### Data lines:
╔══

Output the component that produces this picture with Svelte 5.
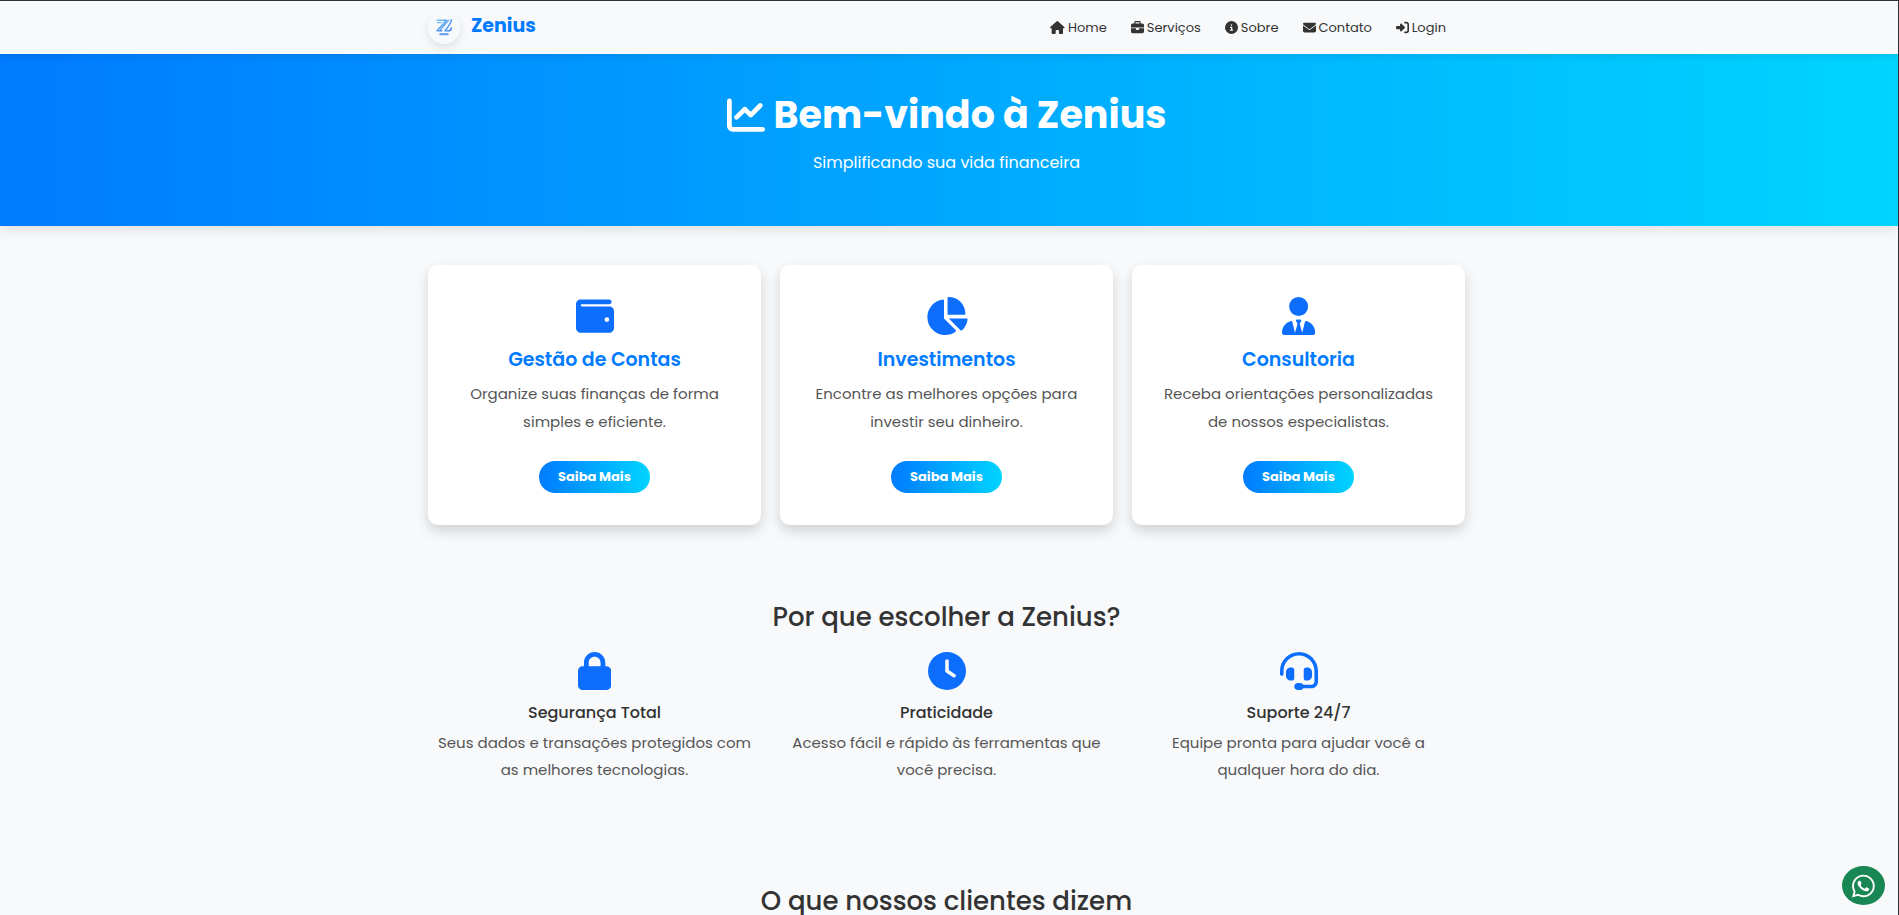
<script lang="ts">
  type Icon = { box: string; d: string };

  // Icon shapes, all drawn on a 512 unit high grid
  const icons: Record<string, Icon> = {
    home: {
      box: '0 0 576 512',
      d: 'M575.8 255.5c0 18-15 32.1-32 32.1h-32l.7 160.2c0 2.7-.2 5.4-.5 8.1V472c0 22.1-17.9 40-40 40H456c-1.1 0-2.2 0-3.3-.1c-1.4 .1-2.8 .1-4.2 .1H416 392c-22.1 0-40-17.9-40-40V448 384c0-17.7-14.3-32-32-32H256c-17.7 0-32 14.3-32 32v64 24c0 22.1-17.9 40-40 40H160 128.1c-1.5 0-3-.1-4.5-.2c-1.2 .1-2.4 .2-3.6 .2H104c-22.1 0-40-17.9-40-40V360c0-.9 0-1.9 .1-2.8V287.6H32c-18 0-32-14-32-32.1c0-9 3-17 10-24L266.4 8c7-7 15-8 22-8s15 2 21 7L564.8 231.5c8 7 12 15 11 24z'
    },
    briefcase: {
      box: '0 0 512 512',
      d: 'M184 48H328c4.4 0 8 3.6 8 8V96H176V56c0-4.4 3.6-8 8-8zm-56 8V96H64C28.7 96 0 124.7 0 160v96H192 320 512V160c0-35.3-28.7-64-64-64H384V56c0-30.9-25.1-56-56-56H184c-30.9 0-56 25.1-56 56zM512 288H320v32c0 17.7-14.3 32-32 32H224c-17.7 0-32-14.3-32-32V288H0V416c0 35.3 28.7 64 64 64H448c35.3 0 64-28.7 64-64V288z'
    },
    info: {
      box: '0 0 512 512',
      d: 'M256 512A256 256 0 1 0 256 0a256 256 0 1 0 0 512zM216 336h24V272H216c-13.3 0-24-10.7-24-24s10.7-24 24-24h48c13.3 0 24 10.7 24 24v88h8c13.3 0 24 10.7 24 24s-10.7 24-24 24H216c-13.3 0-24-10.7-24-24s10.7-24 24-24zm40-208a32 32 0 1 1 0 64 32 32 0 1 1 0-64z'
    },
    envelope: {
      box: '0 0 512 512',
      d: 'M48 64C21.5 64 0 85.5 0 112c0 15.1 7.1 29.3 19.2 38.4L236.8 313.6c11.4 8.5 27 8.5 38.4 0L492.8 150.4c12.1-9.1 19.2-23.3 19.2-38.4c0-26.5-21.5-48-48-48H48zM0 176V384c0 35.3 28.7 64 64 64H448c35.3 0 64-28.7 64-64V176L294.4 339.2c-22.8 17.1-54 17.1-76.8 0L0 176z'
    },
    login: {
      box: '0 0 512 512',
      d: 'M217.9 105.9L340.7 228.7c7.2 7.2 11.3 17.1 11.3 27.3s-4.1 20.1-11.3 27.3L217.9 406.1c-6.4 6.4-15 9.9-24 9.9c-18.7 0-33.9-15.2-33.9-33.9l0-62.1L32 320c-17.7 0-32-14.3-32-32l0-64c0-17.7 14.3-32 32-32l128 0 0-62.1c0-18.7 15.2-33.9 33.9-33.9c9 0 17.6 3.6 24 9.9zM352 416l64 0c17.7 0 32-14.3 32-32l0-256c0-17.7-14.3-32-32-32l-64 0c-17.7 0-32-14.3-32-32s14.3-32 32-32l64 0c53 0 96 43 96 96l0 256c0 53-43 96-96 96l-64 0c-17.7 0-32-14.3-32-32s14.3-32 32-32z'
    },
    chartLine: {
      box: '0 0 512 512',
      d: 'M64 64c0-17.7-14.3-32-32-32S0 46.3 0 64V400c0 44.2 35.8 80 80 80H480c17.7 0 32-14.3 32-32s-14.3-32-32-32H80c-8.8 0-16-7.2-16-16V64zm406.6 86.6c12.5-12.5 12.5-32.8 0-45.3s-32.8-12.5-45.3 0L320 210.7l-57.4-57.4c-12.5-12.5-32.8-12.5-45.3 0l-112 112c-12.5 12.5-12.5 32.8 0 45.3s32.8 12.5 45.3 0L240 221.3l57.4 57.4c12.5 12.5 32.8 12.5 45.3 0l128-128z'
    },
    wallet: {
      box: '0 0 512 512',
      d: 'M64 32C28.7 32 0 60.7 0 96V416c0 35.3 28.7 64 64 64H448c35.3 0 64-28.7 64-64V192c0-35.3-28.7-64-64-64H80c-8.8 0-16-7.2-16-16s7.2-16 16-16H448c17.7 0 32-14.3 32-32s-14.3-32-32-32H64zM416 272a32 32 0 1 1 0 64 32 32 0 1 1 0-64z'
    },
    chartPie: {
      box: '0 0 576 512',
      d: 'M304 240V16.6c0-9 7-16.6 16-16.6C443.7 0 544 100.3 544 224c0 9-7.6 16-16.6 16H304zM32 272C32 150.7 122.1 50.3 239 34.3c9.2-1.3 17 6.1 17 15.4V288L412.5 444.5c6.7 6.7 6.2 17.7-1.5 23.1C371.8 495.6 323.8 512 272 512C139.5 512 32 404.6 32 272zm526.4 16c9.3 0 16.6 7.8 15.4 17c-7.7 55.9-34.6 105.6-73.9 142.3c-6 5.6-15.4 5.2-21.2-.7L320 288H558.4z'
    },
    userTie: {
      box: '0 0 448 512',
      d: 'M96 128a128 128 0 1 0 256 0A128 128 0 1 0 96 128zm94.5 200.2l18.6 31L175.8 483.1l-36-146.9c-2-8.1-9.8-13.4-17.9-11.3C51.9 342.4 0 405.8 0 481.3c0 17 13.8 30.7 30.7 30.7H162.5c0 0 0 0 .1 0H168 280h5.5c0 0 0 0 .1 0H417.3c17 0 30.7-13.8 30.7-30.7c0-75.5-51.9-138.9-121.9-156.4c-8.1-2-15.9 3.3-17.9 11.3l-36 146.9L238.9 359.2l18.6-31c6.4-10.7-1.3-24.2-13.7-24.2H224 204.3c-12.4 0-20.1 13.6-13.7 24.2z'
    },
    lock: {
      box: '0 0 448 512',
      d: 'M144 144v48H304V144c0-44.2-35.8-80-80-80s-80 35.8-80 80zM80 192V144C80 64.5 144.5 0 224 0s144 64.5 144 144v48h16c35.3 0 64 28.7 64 64V448c0 35.3-28.7 64-64 64H64c-35.3 0-64-28.7-64-64V256c0-35.3 28.7-64 64-64H80z'
    },
    clock: {
      box: '0 0 512 512',
      d: 'M256 0a256 256 0 1 1 0 512A256 256 0 1 1 256 0zM232 120V256c0 8 4 15.5 10.7 20l96 64c11 7.4 25.9 4.4 33.3-6.7s4.4-25.9-6.7-33.3L280 243.2V120c0-13.3-10.7-24-24-24s-24 10.7-24 24z'
    },
    headset: {
      box: '0 0 512 512',
      d: 'M256 48C141.1 48 48 141.1 48 256v40c0 13.3-10.7 24-24 24s-24-10.7-24-24V256C0 114.6 114.6 0 256 0S512 114.6 512 256V400.1c0 48.6-39.4 88-88.1 88L313.6 488c-8.3 14.3-23.8 24-41.6 24H240c-26.5 0-48-21.5-48-48s21.5-48 48-48h32c17.8 0 33.3 9.7 41.6 24l110.4 .1c22.1 0 40-17.9 40-40V256c0-114.9-93.1-208-208-208zM144 208h16c17.7 0 32 14.3 32 32V352c0 17.7-14.3 32-32 32H144c-35.3 0-64-28.7-64-64V272c0-35.3 28.7-64 64-64zm224 0c35.3 0 64 28.7 64 64v48c0 35.3-28.7 64-64 64H352c-17.7 0-32-14.3-32-32V240c0-17.7 14.3-32 32-32h16z'
    },
    whatsapp: {
      box: '0 0 448 512',
      d: 'M380.9 97.1C339 55.1 283.2 32 223.9 32c-122.4 0-222 99.6-222 222 0 39.1 10.2 77.3 29.6 111L0 480l117.7-30.9c32.4 17.7 68.9 27 106.1 27h.1c122.3 0 224.1-99.6 224.1-222 0-59.3-25.2-115-67.1-157zm-157 341.6c-33.2 0-65.7-8.9-94-25.7l-6.7-4-69.8 18.3L72 359.2l-4.4-7c-18.5-29.4-28.2-63.3-28.2-98.2 0-101.7 82.8-184.5 184.6-184.5 49.3 0 95.6 19.2 130.4 54.1 34.8 34.9 56.2 81.2 56.1 130.5 0 101.8-84.9 184.6-186.6 184.6zm101.2-138.2c-5.5-2.8-32.8-16.2-37.9-18-5.1-1.9-8.8-2.8-12.5 2.8-3.7 5.6-14.3 18-17.6 21.8-3.2 3.7-6.5 4.2-12 1.4-32.6-16.3-54-29.1-75.5-66-5.7-9.8 5.7-9.1 16.3-30.3 1.8-3.7.9-6.9-.5-9.7-1.4-2.8-12.5-30.1-17.1-41.2-4.5-10.8-9.1-9.3-12.5-9.5-3.2-.2-6.9-.2-10.6-.2-3.7 0-9.7 1.4-14.8 6.9-5.1 5.6-19.4 19-19.4 46.3 0 27.3 19.9 53.7 22.6 57.4 2.8 3.7 39.1 59.7 94.8 83.8 35.2 15.2 49 16.5 66.6 13.9 10.7-1.6 32.8-13.4 37.4-26.4 4.6-13 4.6-24.1 3.2-26.4-1.3-2.5-5-3.9-10.5-6.6z'
    }
  };

  const links = [
    { href: '#home', icon: 'home', label: 'Home' },
    { href: '#servicos', icon: 'briefcase', label: 'Serviços' },
    { href: '#sobre', icon: 'info', label: 'Sobre' },
    { href: '#contato', icon: 'envelope', label: 'Contato' },
    { href: '#login', icon: 'login', label: 'Login' }
  ];

  const services = [
    { icon: 'wallet', title: 'Gestão de Contas', text: 'Organize suas finanças de forma simples e eficiente.' },
    { icon: 'chartPie', title: 'Investimentos', text: 'Encontre as melhores opções para investir seu dinheiro.' },
    { icon: 'userTie', title: 'Consultoria', text: 'Receba orientações personalizadas de nossos especialistas.' }
  ];

  const benefits = [
    { icon: 'lock', title: 'Segurança Total', text: 'Seus dados e transações protegidos com as melhores tecnologias.' },
    { icon: 'clock', title: 'Praticidade', text: 'Acesso fácil e rápido às ferramentas que você precisa.' },
    { icon: 'headset', title: 'Suporte 24/7', text: 'Equipe pronta para ajudar você a qualquer hora do dia.' }
  ];
</script>

{#snippet glyph(name: string)}
  <svg class="icon" viewBox={icons[name].box} aria-hidden="true">
    <path d={icons[name].d} />
  </svg>
{/snippet}

<div class="page">
  <header class="topbar">
    <div class="container topbar-inner">
      <a class="brand" href="#home">
        <span class="logo">
          <svg viewBox="0 0 32 32" aria-hidden="true">
            <defs>
              <linearGradient id="logo-fill" x1="0" y1="0" x2="1" y2="1">
                <stop offset="0" stop-color="#7cc4fb" />
                <stop offset="1" stop-color="#3b82f0" />
              </linearGradient>
            </defs>
            <g fill="none" stroke="url(#logo-fill)" stroke-linecap="round" stroke-linejoin="round">
              <path stroke-width="1.6" d="M9 8.2h9.6L9 18.8h4.6" />
              <path stroke-width="1.3" d="M9.4 10.6h3.8M20.6 8.2l-8.4 10" />
              <path stroke-width="1.6" d="M23.4 7.8c-.2 3-2.2 5.8-6.4 11h3.6c1.6 0 2.4-1.2 2.8-2.8" />
            </g>
            <path fill="#5f9bea" d="M11.5 21.2h9v2h-9z" />
          </svg>
        </span>
        Zenius
      </a>
      <nav class="menu">
        {#each links as link}
          <a href={link.href}>{@render glyph(link.icon)}{link.label}</a>
        {/each}
      </nav>
    </div>
  </header>

  <section class="hero" id="home">
    <h1>{@render glyph('chartLine')}Bem-vindo à Zenius</h1>
    <p>Simplificando sua vida financeira</p>
  </section>

  <main>
    <section class="container grid" id="servicos">
      {#each services as service}
        <article class="card">
          {@render glyph(service.icon)}
          <h3>{service.title}</h3>
          <p>{service.text}</p>
          <button type="button">Saiba Mais</button>
        </article>
      {/each}
    </section>

    <section class="container benefits" id="sobre">
      <h2>Por que escolher a Zenius?</h2>
      <div class="grid">
        {#each benefits as benefit}
          <div class="benefit">
            {@render glyph(benefit.icon)}
            <h4>{benefit.title}</h4>
            <p>{benefit.text}</p>
          </div>
        {/each}
      </div>
    </section>

    <section class="container testimonials">
      <h2>O que nossos clientes dizem</h2>
    </section>
  </main>

  <a class="whatsapp" href="#whatsapp" aria-label="WhatsApp">{@render glyph('whatsapp')}</a>
</div>

<style>
  :global(body) {
    background: #f8f9fb;
    overflow: hidden;
  }

  .page {
    box-sizing: border-box;
    height: 100vh;
    overflow: hidden;
    border-top: 1px solid #2f3035;
    border-right: 1px solid #2f3035;
    background: #f8f9fb;
    color: #333;
    font-family: Poppins, Inter, "Open Sans", sans-serif;
    font-size: 16px;
  }

  h1, h2, h3, h4, p {
    margin: 0;
  }

  a {
    color: inherit;
    text-decoration: none;
  }

  .icon {
    display: inline-block;
    height: 1em;
    fill: currentColor;
  }

  .container {
    box-sizing: border-box;
    width: 100%;
    max-width: 1037px;
    margin: 0 auto;
  }

  /* the scrolled content is centred slightly left of the window */
  .topbar, .hero, main {
    padding-right: 5px;
  }

  .topbar {
    position: relative;
    background: #f8f9fb;
    box-shadow: 0 2px 8px rgba(0, 0, 0, 0.1);
  }

  .topbar-inner {
    display: flex;
    align-items: center;
    justify-content: space-between;
    height: 53px;
  }

  .brand {
    display: flex;
    align-items: flex-start;
    gap: 11px;
    color: #007bff;
    font-size: 19px;
    font-weight: 700;
    line-height: 28px;
  }

  .logo {
    width: 32px;
    height: 32px;
    border-radius: 50%;
    background: #f8f9fb;
    box-shadow: 0 4px 10px rgba(0, 0, 0, 0.1);
  }

  .logo svg {
    display: block;
  }

  .menu {
    display: flex;
    gap: 24px;
    padding-right: 19px;
    font-size: 13px;
  }

  .menu a {
    display: flex;
    align-items: center;
    gap: 3px;
  }

  .hero {
    padding-top: 31px;
    padding-bottom: 49px;
    background: linear-gradient(90deg, #007bff, #00d4ff);
    box-shadow: 0 4px 12px rgba(0, 0, 0, 0.1);
    color: #fff;
    text-align: center;
  }

  h1 {
    display: flex;
    align-items: center;
    justify-content: center;
    gap: 9px;
    font-size: 38px;
    font-weight: 700;
    line-height: 60px;
  }

  h1 .icon {
    height: 38px;
  }

  .hero p {
    margin-top: 4px;
    line-height: 28px;
  }

  .grid {
    display: grid;
    grid-template-columns: repeat(3, 1fr);
    gap: 19px;
  }

  main {
    padding-top: 39px;
  }

  .card, .benefit {
    display: flex;
    flex-direction: column;
    align-items: center;
    text-align: center;
  }

  .card {
    padding: 32px 24px;
    border-radius: 10px;
    background: #fff;
    box-shadow: 0 6px 13px rgba(0, 0, 0, 0.16);
  }

  .card .icon, .benefit .icon {
    height: 38px;
    color: #0d6efd;
  }

  h3 {
    margin-top: 10px;
    color: #007bff;
    font-size: 19px;
    font-weight: 600;
    line-height: 29px;
  }

  .card p, .benefit p {
    color: #555;
    font-size: 15px;
  }

  .card p {
    margin-top: 6px;
    line-height: 28px;
  }

  button {
    height: 32px;
    margin-top: 25px;
    padding: 0 19px;
    border: 0;
    border-radius: 16px;
    background: linear-gradient(90deg, #007bff, #00d4ff);
    color: #fff;
    font-family: inherit;
    font-size: 13px;
    font-weight: 700;
  }

  .benefits {
    padding-top: 76px;
  }

  h2 {
    font-size: 26px;
    font-weight: 500;
    line-height: 32px;
    text-align: center;
  }

  .benefits .grid {
    margin-top: 19px;
  }

  /* narrower than the cards, so the longest text still ends on "com" */
  .benefit {
    padding: 0 5px;
  }

  h4 {
    margin-top: 13px;
    font-size: 16px;
    font-weight: 500;
    line-height: 20px;
  }

  .benefit p {
    margin-top: 6px;
    line-height: 27px;
  }

  .testimonials {
    padding-top: 102px;
  }

  .whatsapp {
    position: fixed;
    right: 14px;
    bottom: 10px;
    display: flex;
    align-items: center;
    justify-content: center;
    width: 43px;
    height: 39px;
    border-radius: 50%;
    background: #198754;
    color: #fff;
    font-size: 26px;
  }
</style>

╚══

### What the task asks:
Only the lines from the start of the material through the line containing "string; d: string" should be transcribed. Pictures stay out.

### Output:
Output the component that produces this picture with Svelte 5.
<script lang="ts">
  type Icon = { box: string; d: string };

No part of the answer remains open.